▶ Supplied information
□ □ □ □

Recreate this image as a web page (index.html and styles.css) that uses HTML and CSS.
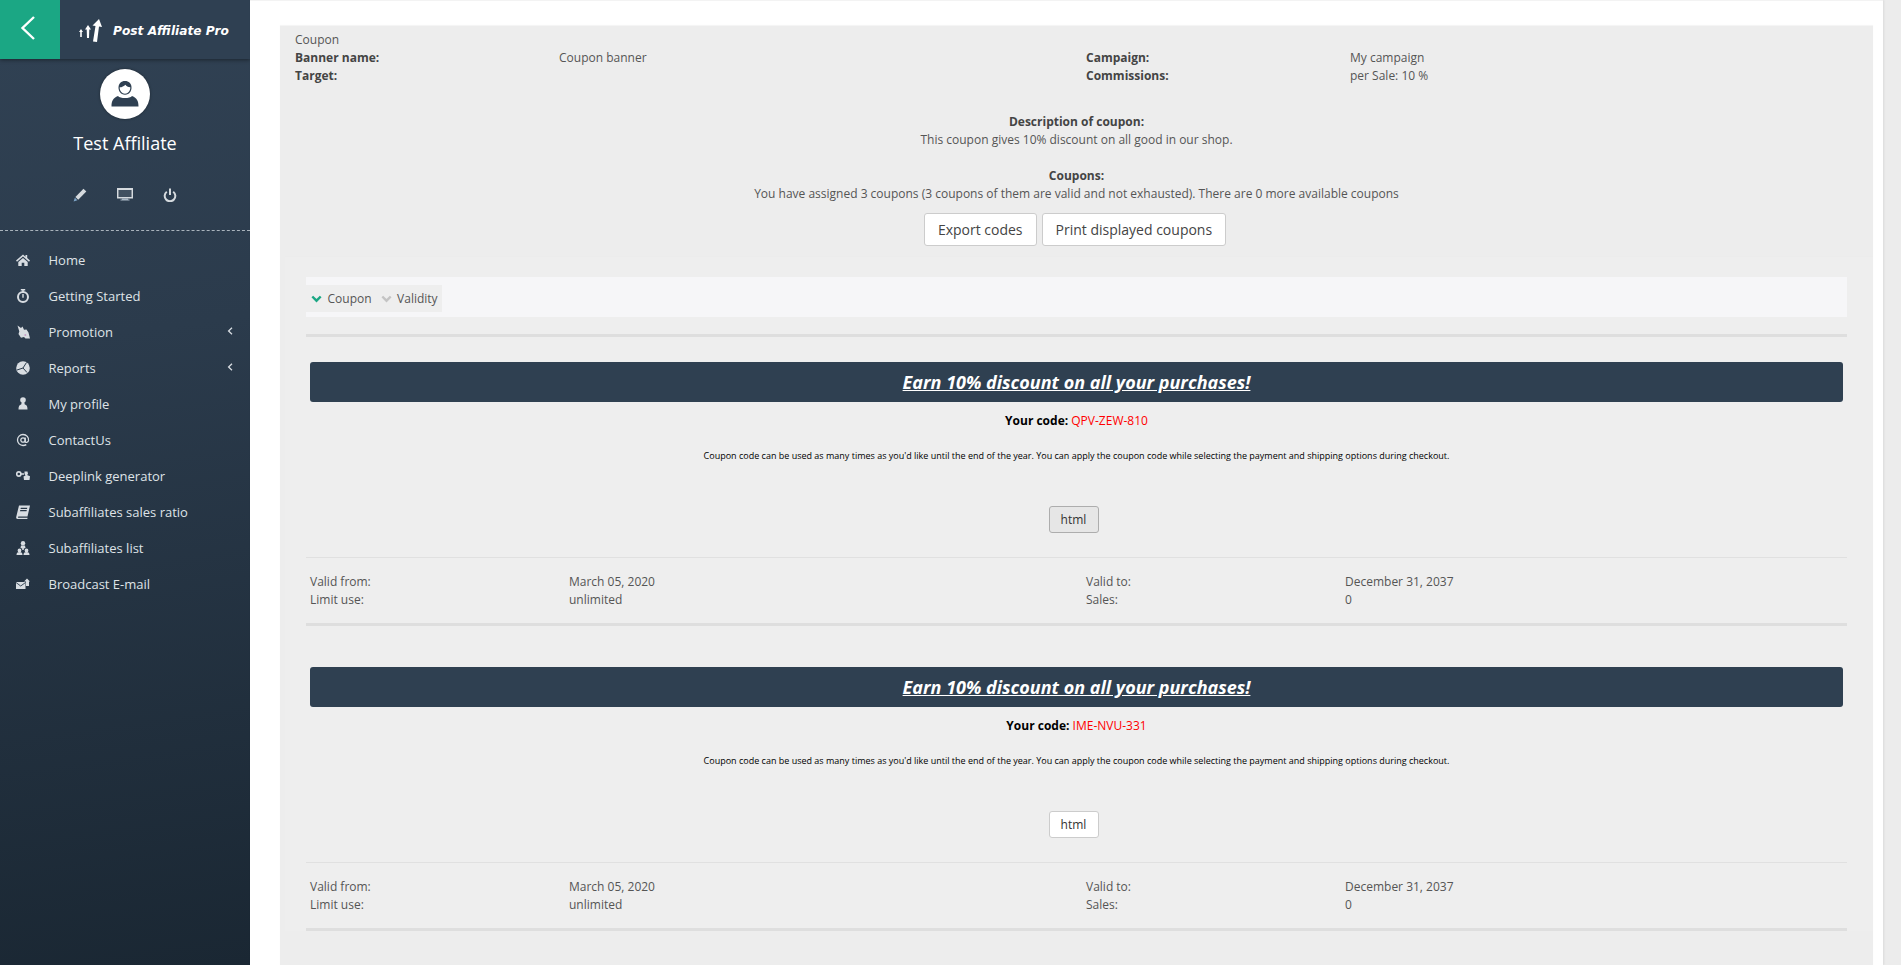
FILE: index.html
```html
<!DOCTYPE html>
<html lang="en">
<head>
<meta charset="utf-8">
<title>Post Affiliate Pro</title>
<link rel="stylesheet" href="styles.css">
</head>
<body>
<aside class="sidebar">
  <div class="topbar">
    <div class="back"><svg width="16" height="26" viewBox="0 0 16 26"><path d="M14 2 2.500 13 14 24" fill="none" stroke="#fff" stroke-width="2.400"/></svg></div>
    <div class="logo">
      <svg width="24" height="24" viewBox="0 0 24 24"><path fill="#fff" d="M3 11 5 14H3.800V19H2.200V14H1ZM10 7 13 11.500H11.300L11 20H9L8.700 11.500H7ZM21 1 24 9 21 8.500 19 24 15 23.500 17.500 8 14.500 7.500Z"/></svg>
      <span class="logo-text">Post Affiliate Pro</span>
    </div>
  </div>
  <div class="avatar"><svg width="28" height="26" viewBox="0 0 28 26"><path fill="#2f4052" d="M14 0c3.800 0 6.500 2.500 6.500 6.500 0 1.600-.4 3.200-1.300 4.500-1.200 1.700-3 2.800-5.200 2.800s-4-1.100-5.200-2.800C7.900 9.700 7.500 8.100 7.500 6.500 7.500 2.500 10.200 0 14 0Z"/><path fill="#fff" d="M8.700 6.300c2.200-.1 4.300-1 5.700-2.600 1 1.400 2.500 2.300 4.900 2.600.2 3.600-2.200 6.400-5.300 6.400S8.500 9.900 8.700 6.300Z"/><path fill="#2f4052" d="M0.500 25.500c0-5.500 1.500-8.500 6.500-10.500 2 2.700 12 2.700 14 0 5 2 6.500 5 6.500 10.500Z"/></svg></div>
  <div class="user-name">Test Affiliate</div>
  <div class="user-tools">
    <svg width="14" height="14" viewBox="0 0 14 14"><path fill="#d5dade" d="M10.500 .8 13.300 3.600 5.200 11.700 2.400 8.900Z"/><path fill="#7fa6c9" d="M1.900 9.800 4.400 12.300 .6 13.500Z"/></svg>
    <svg width="16" height="14" viewBox="0 0 16 14"><path fill="#d5dade" fill-rule="evenodd" d="M0 0h16v10.500H0ZM1.500 2v7h13V2Z"/><path fill="#d5dade" d="M1.500 2h13v7H1.500Z" opacity=".12"/><path fill="#a9b8c5" d="M5 10.500h6v1h1.500v1h-9v-1H5Z"/></svg>
    <svg width="14" height="14" viewBox="0 0 14 14"><path fill="none" stroke="#d5dade" stroke-width="2" d="M3.800 3.700a5.300 5.300 0 1 0 6.400 0"/><path stroke="#d5dade" stroke-width="2" d="M7 .5v6.500"/></svg>
  </div>
  <nav class="menu">
    <a class="item"><svg class="ico" viewBox="0 0 14 14"><path fill="#d8dde2" d="M7 1.500 0 7.500 1 8.700 7 3.600l6 5.100 1-1.200-2.800-2.400V2H9.500v1.800ZM2.300 9 7 5 11.700 9v4H8.300V9.700H5.700V13H2.300Z"/></svg><span>Home</span></a>
    <a class="item"><svg class="ico" viewBox="0 0 14 14"><circle cx="7" cy="8" r="5" fill="none" stroke="#d8dde2" stroke-width="2"/><path fill="#d8dde2" d="M4.800 0h4.400v1.600H4.800ZM6.200 1.500h1.600v1.500H6.200ZM6.300 5h1.400v3.800H6.300Z"/></svg><span>Getting Started</span></a>
    <a class="item"><svg class="ico" viewBox="0 0 14 14"><path fill="#d8dde2" d="M1.500 .5 5 3 6.500 1.500 8 4.800 10.500 4.500 12.500 7.500 14 13.500H9.500L8 12 5 12.800 2.500 9 3.300 6.500Z"/><circle cx="9.300" cy="10" r="1" fill="#c7a0c8"/></svg><span>Promotion</span><svg class="chev" viewBox="0 0 6 8"><path d="M5 .8 1.600 4 5 7.200" fill="none" stroke="#d8dde2" stroke-width="1.300"/></svg></a>
    <a class="item"><svg class="ico" viewBox="0 0 14 14"><circle cx="7" cy="7" r="6.800" fill="#d8dde2"/><path d="M7 7 10.500 1.500M7 7 1 9M7 7 11 11.500" stroke="#2c3d4e" stroke-width="1"/></svg><span>Reports</span><svg class="chev" viewBox="0 0 6 8"><path d="M5 .8 1.600 4 5 7.200" fill="none" stroke="#d8dde2" stroke-width="1.300"/></svg></a>
    <a class="item"><svg class="ico" viewBox="0 0 14 14"><circle cx="7" cy="3" r="2.800" fill="#d8dde2"/><path fill="#d8dde2" d="M5.800 5h2.400l.6 2.500c2 .7 2.700 1.700 2.700 5H2.500c0-3.300.7-4.300 2.700-5Z"/></svg><span>My profile</span></a>
    <a class="item"><svg class="ico" viewBox="0 0 14 14"><circle cx="7" cy="7" r="2.200" fill="none" stroke="#d8dde2" stroke-width="1.300"/><path d="M9.200 4.500V8.500c0 1.400 2.800 1.300 3.300-.8.600-3.200-2-6.200-5.500-6.200A5.500 5.500 0 0 0 7 12.500c1.300 0 2.400-.3 3.300-.9" fill="none" stroke="#d8dde2" stroke-width="1.300"/></svg><span>ContactUs</span></a>
    <a class="item"><svg class="ico" viewBox="0 0 14 14"><circle cx="2.800" cy="5" r="2.100" fill="none" stroke="#d8dde2" stroke-width="1.600"/><path fill="#d8dde2" d="M4.500 4.300h3.500v1.500H4.500ZM8.500 2.500h3l.5 2.500-1 1 3 1.200-.5 3.800H8l-.5-3.500 2-1-1-1.500Z"/></svg><span>Deeplink generator</span></a>
    <a class="item"><svg class="ico" viewBox="0 0 14 14"><path fill="#d8dde2" d="M3 .5h11l-2.500 11H2.600c-.8 0-.8 1.300 0 1.300h9l-.3 1.200H1.500C.3 14 0 13 .2 12ZM4.800 2.800l-.3 1.200h6.500l.3-1.200ZM4.300 5l-.3 1.200h6.500l.3-1.200Z"/></svg><span>Subaffiliates sales ratio</span></a>
    <a class="item"><svg class="ico" viewBox="0 0 14 14"><circle cx="7" cy="2.300" r="2.200" fill="#d8dde2"/><path fill="#d8dde2" d="M5 4.500h4l.5 2.500-1.700.5V9H6.200V7.500L4.500 7ZM3.500 7.500a1.900 1.900 0 0 1 0 3.800 1.900 1.900 0 0 1 0-3.800ZM10.500 7.500a1.900 1.900 0 0 1 0 3.800 1.900 1.900 0 0 1 0-3.800ZM.5 14c0-2 .8-3 3-3s3 1 3 3ZM7.500 14c0-2 .8-3 3-3s3 1 3 3Z"/></svg><span>Subaffiliates list</span></a>
    <a class="item"><svg class="ico" viewBox="0 0 14 14"><path fill="#d8dde2" d="M0 5h9.500v7H0Z"/><path d="M0 5.500 4.700 9 9.500 5.500" fill="none" stroke="#2c3d4e" stroke-width=".9"/><path fill="#d8dde2" d="M11 1.500 14 4.500 13 4.500V9h-3V4.500H8Z"/></svg><span>Broadcast E-mail</span></a>
  </nav>
</aside>

<main class="main">
  <section class="panel">
    <div class="summary">
      <div>Coupon</div>
      <div class="info-grid">
        <b>Banner name:</b><span>Coupon banner</span><b>Campaign:</b><span>My campaign</span>
        <b>Target:</b><span></span><b>Commissions:</b><span>per Sale: 10 %</span>
      </div>
      <div class="desc">
        <b>Description of coupon:</b>
        <div>This coupon gives 10% discount on all good in our shop.</div>
      </div>
      <div class="desc">
        <b>Coupons:</b>
        <div>You have assigned 3 coupons (3 coupons of them are valid and not exhausted). There are 0 more available coupons</div>
      </div>
      <div class="actions"><button class="btn">Export codes</button><button class="btn">Print displayed coupons</button></div>
    </div>
    <div class="inner">
      <div class="tabbar">
        <div class="tabs">
          <svg class="tab-chev" viewBox="0 0 11 8"><path d="M1.300 1.500 5.500 5.700 9.700 1.500" fill="none" stroke="#1ba784" stroke-width="2.400"/></svg><span class="tab-label">Coupon</span>
          <svg class="tab-chev" viewBox="0 0 11 8"><path d="M1.300 1.500 5.500 5.700 9.700 1.500" fill="none" stroke="#c4c4c4" stroke-width="2.400"/></svg><span>Validity</span>
        </div>
      </div>
      <div class="rule-thick"></div>

      <article class="coupon">
        <h2 class="coupon-head">Earn 10% discount on all your purchases!</h2>
        <p class="code"><b>Your code:</b> <span class="red">QPV-ZEW-810</span></p>
        <p class="fine">Coupon code can be used as many times as you'd like until the end of the year. You can apply the coupon code while selecting the payment and shipping options during checkout.</p>
        <div class="fmt"><button class="btn-small is-active">html</button></div>
        <div class="meta">
          <span>Valid from:</span><span>March 05, 2020</span><span>Valid to:</span><span>December 31, 2037</span>
          <span>Limit use:</span><span>unlimited</span><span>Sales:</span><span>0</span>
        </div>
      </article>

      <article class="coupon">
        <h2 class="coupon-head">Earn 10% discount on all your purchases!</h2>
        <p class="code"><b>Your code:</b> <span class="red">IME-NVU-331</span></p>
        <p class="fine">Coupon code can be used as many times as you'd like until the end of the year. You can apply the coupon code while selecting the payment and shipping options during checkout.</p>
        <div class="fmt"><button class="btn-small">html</button></div>
        <div class="meta">
          <span>Valid from:</span><span>March 05, 2020</span><span>Valid to:</span><span>December 31, 2037</span>
          <span>Limit use:</span><span>unlimited</span><span>Sales:</span><span>0</span>
        </div>
      </article>
    </div>
  </section>
</main>
</body>
</html>
```

FILE: styles.css
```css
* { box-sizing: border-box; }
html, body { height: 100%; }
body {
  margin: 0;
  display: flex;
  height: 965px;
  overflow: hidden;
  background: #ececec;
  font-family: "Open Sans", "Liberation Sans", sans-serif;
  font-size: 12px;
  line-height: 18px;
  color: #555;
}
b { font-weight: 700; color: #444; }

/* sidebar */
.sidebar {
  width: 250px;
  flex: none;
  font-size: 13px;
  color: #dfe3e7;
  background: linear-gradient(172deg, #314254 0%, #2b3b4c 35%, #1a2733 100%);
}
.topbar {
  display: flex;
  height: 59px;
  background: #2f4052;
  box-shadow: 0 1px 4px rgba(0, 0, 0, .45);
}
.back {
  width: 60px;
  background: #1ba784;
  display: flex;
  align-items: center;
  padding: 0 0 4px 20px;
}
.logo {
  display: flex;
  align-items: center;
  gap: 11px;
  padding-left: 18px;
}
.logo-text {
  margin-top: 3px;
  font-family: "DejaVu Sans", sans-serif;
  font-style: italic;
  font-weight: 700;
  font-size: 12.200px;
  color: #fff;
}
.avatar {
  width: 50px;
  height: 50px;
  margin: 10px auto 0;
  border-radius: 50%;
  background: #fff;
  box-shadow: 0 0 3px rgba(0, 0, 0, .4);
  display: flex;
  align-items: center;
  justify-content: center;
}
.user-name {
  margin-top: 12px;
  text-align: center;
  font-size: 18px;
  line-height: 24px;
  color: #fff;
}
.user-tools {
  display: flex;
  justify-content: center;
  gap: 30px;
  margin-top: 33px;
  height: 43px;
  border-bottom: 1px dashed #a9b3bc;
}
.menu { padding-top: 11px; }
.item {
  display: flex;
  align-items: center;
  height: 36px;
  padding-left: 16px;
  color: #dfe3e7;
}
.ico { width: 14px; height: 14px; margin-right: 18.500px; flex: none; }
.chev { width: 6px; height: 8px; margin-left: auto; margin-right: 17px; margin-top: -2px; }

/* main */
.main {
  width: 1633px;
  flex: none;
  background: #fff;
  border-top: 1px solid #f3f3f3;
  box-shadow: 1px 0 2px rgba(0, 0, 0, .08);
  padding: 25px 10px 0 30px;
}
.panel {
  background: #ededed;
  box-shadow: 0 -1px 1px rgba(0, 0, 0, .04);
  min-height: 1000px;
}
.summary { padding: 5px 15px 0; height: 230px; }
.info-grid {
  display: grid;
  grid-template-columns: 264px 527px 264px 1fr;
}
.desc { text-align: center; margin-top: 28px; }
.desc + .desc { margin-top: 18px; }
.actions { display: flex; justify-content: center; gap: 5px; margin-top: 10px; padding-right: 3px; }
.btn {
  height: 33px;
  padding: 0 13px;
  font: 14px/1 "Open Sans", sans-serif;
  color: #444;
  background: #fff;
  border: 1px solid #ccc;
  border-radius: 3px;
}
.inner {
  margin-left: 5px;
  padding: 20px 26px 0 21px;
  background: #eee;
  border-top: 1px solid #ececec;
}
.tabbar {
  height: 40px;
  padding-top: 8px;
  background: #f6f6f8;
}
.tabs {
  display: inline-flex;
  align-items: center;
  width: 136px;
  height: 27px;
  padding-left: 5px;
  background: #eee;
}
.tab-chev { width: 11px; height: 8px; margin-right: 5.500px; }
.tab-label { margin-right: 9px; }
.rule-thick { height: 3px; margin-top: 17px; background: #dedede; }

.coupon {
  padding-top: 25px;
  border-bottom: 3px solid #dedede;
  margin-bottom: 16px;
}
.coupon-head {
  margin: 0 4px;
  height: 40px;
  border-radius: 3px;
  background: #2f4051;
  color: #fff;
  text-align: center;
  font-size: 18px;
  font-style: italic;
  font-weight: 700;
  line-height: 40px;
  text-decoration: underline;
}
.code {
  margin: 10px 0 0;
  text-align: center;
  font-size: 12px;
  line-height: 18px;
  color: #000;
}
.code b { color: #000; }
.red { color: #f00; }
.fine {
  margin: 17px 0 0;
  text-align: center;
  font-size: 9px;
  line-height: 18px;
  color: #000;
}
.fmt { margin-top: 41px; padding-right: 6px; text-align: center; }
.btn-small {
  width: 50px;
  height: 27px;
  font: 12px/1 "Open Sans", sans-serif;
  color: #333;
  background: #fff;
  border: 1px solid #ccc;
  border-radius: 3px;
  padding: 0;
}
.btn-small.is-active { background: #e6e6e6; border-color: #adadad; }
.meta {
  display: grid;
  grid-template-columns: 259px 517px 259px 1fr;
  margin-top: 24px;
  padding: 15px 4px 14px;
  border-top: 1px solid #e0e0e0;
}
```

□ □ □ □

▶ The task
Return each line where "index" shows up.

▶ Worked solution
Recreate this image as a web page (index.html and styles.css) that uses HTML and CSS.
FILE: index.html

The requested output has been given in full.